Asymptotic Approximation of the Solution of the Reaction-Diffusion-Advection Equation with a Nonlinear Advective Term

• Main Authors: Evgeny A. Antipov, Natalia T. Levashova, Nikolay N. Nefedov
• Format: Article
• Language: English
• Published: Yaroslavl State University 2018-02-01
• Series: Modelirovanie i Analiz Informacionnyh Sistem
• Subjects: reaction-diffusion-advection problem; two-dimensional moving front; internal transition layer asymptotic representation; small parameter
• Online Access: https://www.mais-journal.ru/jour/article/view/628

We consider a solution in a moving front form of the initial-boundary value problem for a singularly perturbed reaction-diffusion equation in a band with periodic conditions in one of the variables. Interest in solutions of the front type is associated with combustion problems or nonlinear acoustic waves. In the domain of the function which describes the moving front there is a subdomain where the function has a large gradient. This subdomain is called the internal transition layer. Boundary value problems with internal transition layers have a natural small parameter that is equal to the ratio of the transition layer width to the width of the region under consideration. The presence of a small parameter at the highest spatial derivative makes the problem singularly perturbed.

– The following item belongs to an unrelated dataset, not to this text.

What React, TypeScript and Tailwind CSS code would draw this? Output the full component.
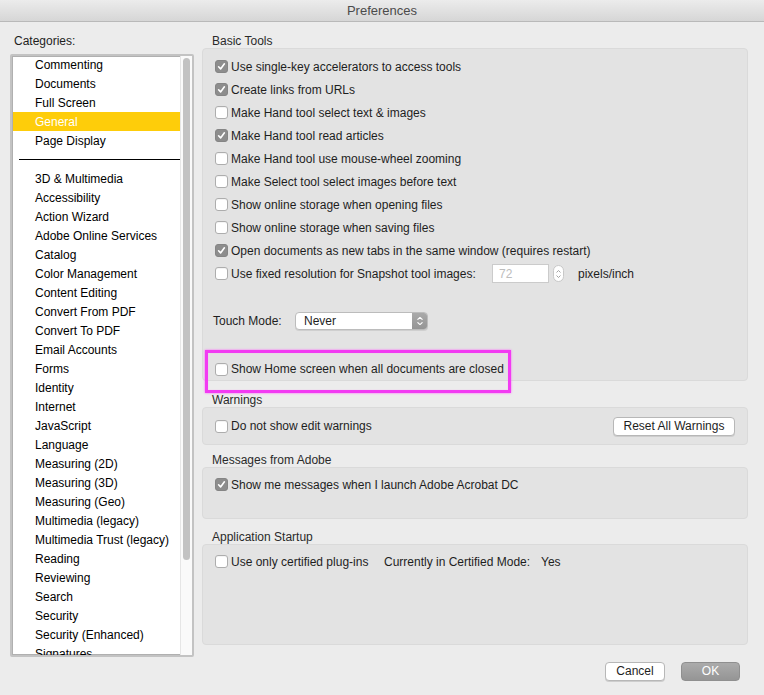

The numerical solution of such problems meets certain difficulties connected with the choice of grids and initial conditions. To solve these problems the use of analytical methods is especially successful. Asymptotic analysis which uses Vasilieva’s algorithm was carried out in the paper. That made it possible to obtain an asymptotic approximation of the solution, which can be used as an initial condition for a numerical algorithm. We also determined the conditions for the existence of a front type solution. In addition, the analytical methods used in the paper make it possible to obtain in an explicit form the front motion equation approximation. This information can be used to develop mathematical models or numerical algorithms for solving boundary value problems for the reaction-diffusion-advection type equations.